Provenance Research Methods

Provenance research methods are the practical routes collectors use to investigate an object's past. They include working backwards from the current object, testing claims against records, comparing physical evidence, and knowing which sources are appropriate for the collecting field.

This page deserves its own place within Provenance because research is not the same as evidence. Evidence is what supports a claim; research methods are how collectors find, test, connect and record that evidence without forcing the object to fit a preferred story.

Featured example

A collector buys a studio pottery bowl with an old label naming a regional exhibition. Research should not stop at repeating the label. A stronger method would check the exhibition catalogue, compare the maker's marks, look for photographs of the display, contact the gallery archive, and record which parts of the claim are confirmed, probable or still unproven.

The same discipline applies across collecting fields. Whether the object is a coin, book, fossil, medal, toy, textile, artwork or archive item, research should move from claim to source, from source to evidence, and from evidence to a clearly stated level of confidence.

Key areas

Why it matters

Good provenance research protects collectors from accepting attractive but weak claims. It creates a clear path from object to evidence, rather than relying on repetition, reputation or wishful interpretation.
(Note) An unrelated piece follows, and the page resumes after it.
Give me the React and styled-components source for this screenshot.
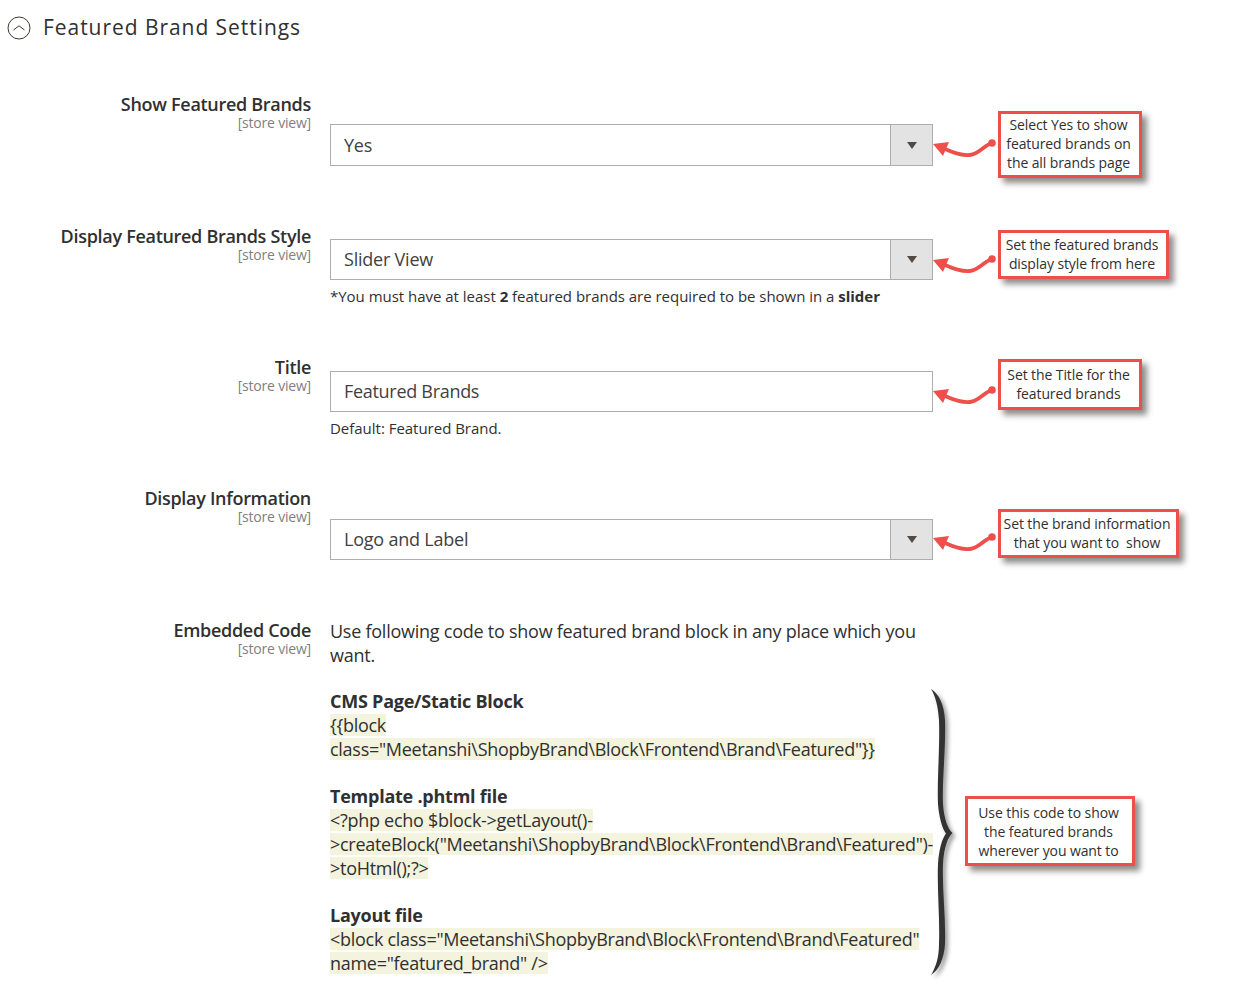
import React from "react"
import styled, { createGlobalStyle } from "styled-components"

const GlobalStyle = createGlobalStyle`
    html, body {
        margin:0;
        padding:0;
        background:#fff;
    }
    body {
        font-family:"Open Sans", "Liberation Sans", sans-serif;
        color:#303030;
    }
`;

function Arrow({ offset }) {
    return (
        <ArrowSvg viewBox="0 0 66 30" width="66" height="30" $offset={offset}>
            <path d="M59 12 C50 15 46 23 37 24 C29 25 21 22 12 18" fill="none" stroke="#ef4f4b" strokeWidth="3.8" strokeLinecap="round" />
            <circle cx="59" cy="12" r="3.8" fill="#ef4f4b" />
            <path d="M0 13 L16 11 L10 25 Z" fill="#ef4f4b" />
        </ArrowSvg>
    )
}

function Note({ top, offset, boxWidth, padTop, padBottom, children }) {
    return (
        <NoteRow $top={top}>
            <Arrow offset={offset} />
            <NoteBox $width={boxWidth} $padTop={padTop} $padBottom={padBottom}>{children}</NoteBox>
        </NoteRow>
    )
}

function Select({ value, height }) {
    return (
        <SelectBox $height={height}>
            <SelectValue $height={height}>{value}</SelectValue>
            <SelectButton><Caret /></SelectButton>
        </SelectBox>
    )
}

function Label({ text }) {
    return (
        <LabelCell>
            <LabelText>{text}</LabelText>
            <Scope>[store view]</Scope>
        </LabelCell>
    )
}

export default function App() {
    return (
        <Page>
            <GlobalStyle />
            <Heading>
                <Toggle>
                    <svg viewBox="0 0 24 24" width="24" height="24">
                        <circle cx="12" cy="12" r="11" fill="none" stroke="#41362f" strokeWidth="1" />
                        <path d="M6.5 14 L12 9.8 L17.5 14" fill="none" stroke="#41362f" strokeWidth="1" />
                    </svg>
                </Toggle>
                <Title>Featured Brand Settings</Title>
            </Heading>

            <Row $height={132} $top={46}>
                <Label text="Show Featured Brands" />
                <Field $top={29}>
                    <Select value="Yes" height={42} />
                </Field>
                <Note top={16} offset={32} boxWidth={144} padTop={1} padBottom={3}>
                    Select Yes to show<br />featured brands on<br />the all brands page
                </Note>
            </Row>

            <Row $height={131}>
                <Label text="Display Featured Brands Style" />
                <Field $top={12}>
                    <Select value="Slider View" height={41} />
                    <Hint>*You must have at least <b>2</b> featured brands are required to be shown in a <b>slider</b></Hint>
                </Field>
                <Note top={3} offset={29} boxWidth={171} padTop={2} padBottom={3}>
                    Set the featured brands<br />display style from here
                </Note>
            </Row>

            <Row $height={131}>
                <Label text="Title" />
                <Field $top={13}>
                    <TextInput>Featured Brands</TextInput>
                    <Hint>Default: Featured Brand.</Hint>
                </Field>
                <Note top={1} offset={31} boxWidth={144} padTop={3} padBottom={4}>
                    Set the Title for the<br />featured brands
                </Note>
            </Row>

            <Row $height={132}>
                <Label text="Display Information" />
                <Field $top={30}>
                    <Select value="Logo and Label" height={41} />
                </Field>
                <Note top={20} offset={28} boxWidth={181} padTop={2} padBottom={3}>
                    Set the brand information<br />that you want to&nbsp; show
                </Note>
            </Row>

            <Row>
                <Label text="Embedded Code" />
                <Field $top={0}>
                    <Intro>Use following code to show featured brand block in any place which you want.</Intro>
                    <CodeTitle>CMS Page/Static Block</CodeTitle>
                    <CodeLine><Mark>{"{{block"}</Mark></CodeLine>
                    <CodeLine><Mark>{'class="Meetanshi\\ShopbyBrand\\Block\\Frontend\\Brand\\Featured"}}'}</Mark></CodeLine>
                    <CodeTitle>Template .phtml file</CodeTitle>
                    <CodeLine><Mark>{"<?php echo $block->getLayout()-"}</Mark></CodeLine>
                    <CodeLine><Mark>{'>createBlock("Meetanshi\\ShopbyBrand\\Block\\Frontend\\Brand\\Featured")-'}</Mark></CodeLine>
                    <CodeLine><Mark>{">toHtml();?>"}</Mark></CodeLine>
                    <CodeTitle>Layout file</CodeTitle>
                    <CodeLine><Mark>{'<block class="Meetanshi\\ShopbyBrand\\Block\\Frontend\\Brand\\Featured"'}</Mark></CodeLine>
                    <CodeLine><Mark>{'name="featured_brand" />'}</Mark></CodeLine>
                </Field>
                <BraceColumn>
                    <BraceSvg viewBox="0 0 30 288" width="30" height="288">
                        <path d="M0 0 C8 5 13 15 14 31 C15 60 11 90 12 115 C13 130 17 140 21.5 144 C17 148 13 158 12 175 C11 200 15 230 14 255 C13 270 8 281 0 286 C5 278 8 268 8 255 C9 230 6 200 7 175 C8 160 11 150 15 144.5 C11 139 8 128 7 115 C6 90 9 60 8 31 C7 18 5 8 0 0 Z" fill="#333" />
                    </BraceSvg>
                    <BraceNote>Use this code to show<br />the featured brands<br />wherever you want to</BraceNote>
                </BraceColumn>
            </Row>
        </Page>
    )
}

const Page = styled.div`
    width:1246px;
    height:987px;
    overflow:hidden;
    background:#fff;
`;

const Heading = styled.div`
    height:42px;
    padding:7px 0 0 7px;
    display:flex;
    align-items:center;
    gap:12px;
`;

const Toggle = styled.div`
    width:24px;
    height:24px;
    display:flex;
`;

const Title = styled.div`
    font-size:21px;
    font-weight:500;
    letter-spacing:0.95px;
    color:#303030;
    line-height:28px;
    padding-bottom:2px;
`;

const Row = styled.div`
    display:grid;
    grid-template-columns:311px 622px 1fr;
    align-items:start;
    height:${p => p.$height ? `${p.$height}px` : "auto"};
    margin-top:${p => p.$top || 0}px;
`;

const LabelCell = styled.div`
    text-align:right;
`;

const LabelText = styled.div`
    font-size:18px;
    font-weight:600;
    line-height:19px;
    letter-spacing:-0.3px;
    color:#303030;
`;

const Scope = styled.div`
    font-size:14px;
    line-height:17px;
    letter-spacing:-0.2px;
    color:#808080;
`;

const Field = styled.div`
    padding:${p => p.$top}px 0 0 19px;
    min-width:0;
`;

const SelectBox = styled.div`
    height:${p => p.$height}px;
    box-sizing:border-box;
    border:1px solid #adadad;
    display:flex;
    align-items:stretch;
    background:#fff;
`;

const SelectValue = styled.div`
    flex:1;
    padding-left:13px;
    font-size:18px;
    line-height:${p => p.$height - 2}px;
    color:#414141;
    letter-spacing:-0.22px;
`;

const SelectButton = styled.div`
    width:41px;
    background:#e3e3e3;
    border-left:1px solid #adadad;
    display:flex;
    align-items:center;
    justify-content:center;
`;

const Caret = styled.div`
    width:0;
    height:0;
    border-left:5.5px solid transparent;
    border-right:5.5px solid transparent;
    border-top:7px solid #514943;
`;

const TextInput = styled.div`
    height:41px;
    box-sizing:border-box;
    border:1px solid #adadad;
    padding-left:13px;
    font-size:18px;
    line-height:39px;
    letter-spacing:-0.3px;
    color:#414141;
`;

const Hint = styled.div`
    font-size:15px;
    line-height:20px;
    margin-top:6px;
    letter-spacing:-0.02px;
    color:#303030;
`;

const Intro = styled.div`
    font-size:18px;
    line-height:24px;
    letter-spacing:-0.25px;
    margin:-2px 0 22px;
`;

const CodeTitle = styled.div`
    font-size:18px;
    font-weight:700;
    line-height:24px;
    letter-spacing:-0.24px;
    margin-top:23px;
    &:nth-child(2) {
        margin-top:0;
    }
`;

const CodeLine = styled.div`
    height:24px;
    display:flex;
    align-items:center;
    font-size:18px;
    letter-spacing:-0.28px;
    white-space:nowrap;
`;

const Mark = styled.span`
    background:#f3f3de;
    line-height:22px;
`;

const NoteRow = styled.div`
    display:flex;
    align-items:flex-start;
    margin-top:${p => p.$top}px;
`;

const ArrowSvg = styled.svg`
    flex:none;
    margin:${p => p.$offset - 12}px -1px 0 0;
`;

const NoteBox = styled.div`
    width:${p => p.$width}px;
    box-sizing:border-box;
    border:3px solid #ef4f4b;
    background:#fff;
    box-shadow:5px 5px 6px rgba(0,0,0,.45);
    text-align:center;
    font-size:14px;
    line-height:19px;
    letter-spacing:-0.1px;
    padding:${p => p.$padTop}px 4px ${p => p.$padBottom}px 1px;
    color:#303030;
    flex:none;
    white-space:nowrap;
`;

const BraceColumn = styled.div`
    display:flex;
    align-items:flex-start;
    padding-top:68px;
`;

const BraceSvg = styled.svg`
    flex:none;
    margin-left:-2px;
    filter:drop-shadow(3px 3px 2px rgba(0,0,0,.4));
`;

const BraceNote = styled.div`
    width:170px;
    box-sizing:border-box;
    border:3px solid #ef4f4b;
    background:#fff;
    box-shadow:5px 5px 6px rgba(0,0,0,.45);
    text-align:center;
    font-size:14px;
    line-height:19px;
    letter-spacing:-0.1px;
    padding:4px 4px 3px 1px;
    color:#303030;
    margin:107px 0 0 4px;
    flex:none;
`;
Research methods also preserve value for future collectors. A well-recorded trail of sources checked, claims tested and gaps identified can be as useful as a single positive discovery, because it shows how the current understanding was reached.

Across collecting disciplines, research quality affects confidence. The methods used for a rare book, a toy prototype, a medal group, a fossil, a coin hoard, a painting or a local history archive will differ, but the discipline of source-led investigation remains the same.

Common challenges

The most common challenge is treating a search result as proof. A similar catalogue entry, matching name or plausible date may be useful, but it must be connected to the exact object through dimensions, marks, photographs, labels, damage, edition details or other identifying features.

Another challenge is working only from the most exciting claim. Research should also test ordinary possibilities: later ownership, dealer stock, family misremembering, replacement parts, relabelling, composite groups or confusion between similar objects.

Collectors also need to record negative research. Sources that did not support a claim, archives that were checked without result, and experts who could not confirm a link all help prevent the same weak claim being rediscovered and overstated later.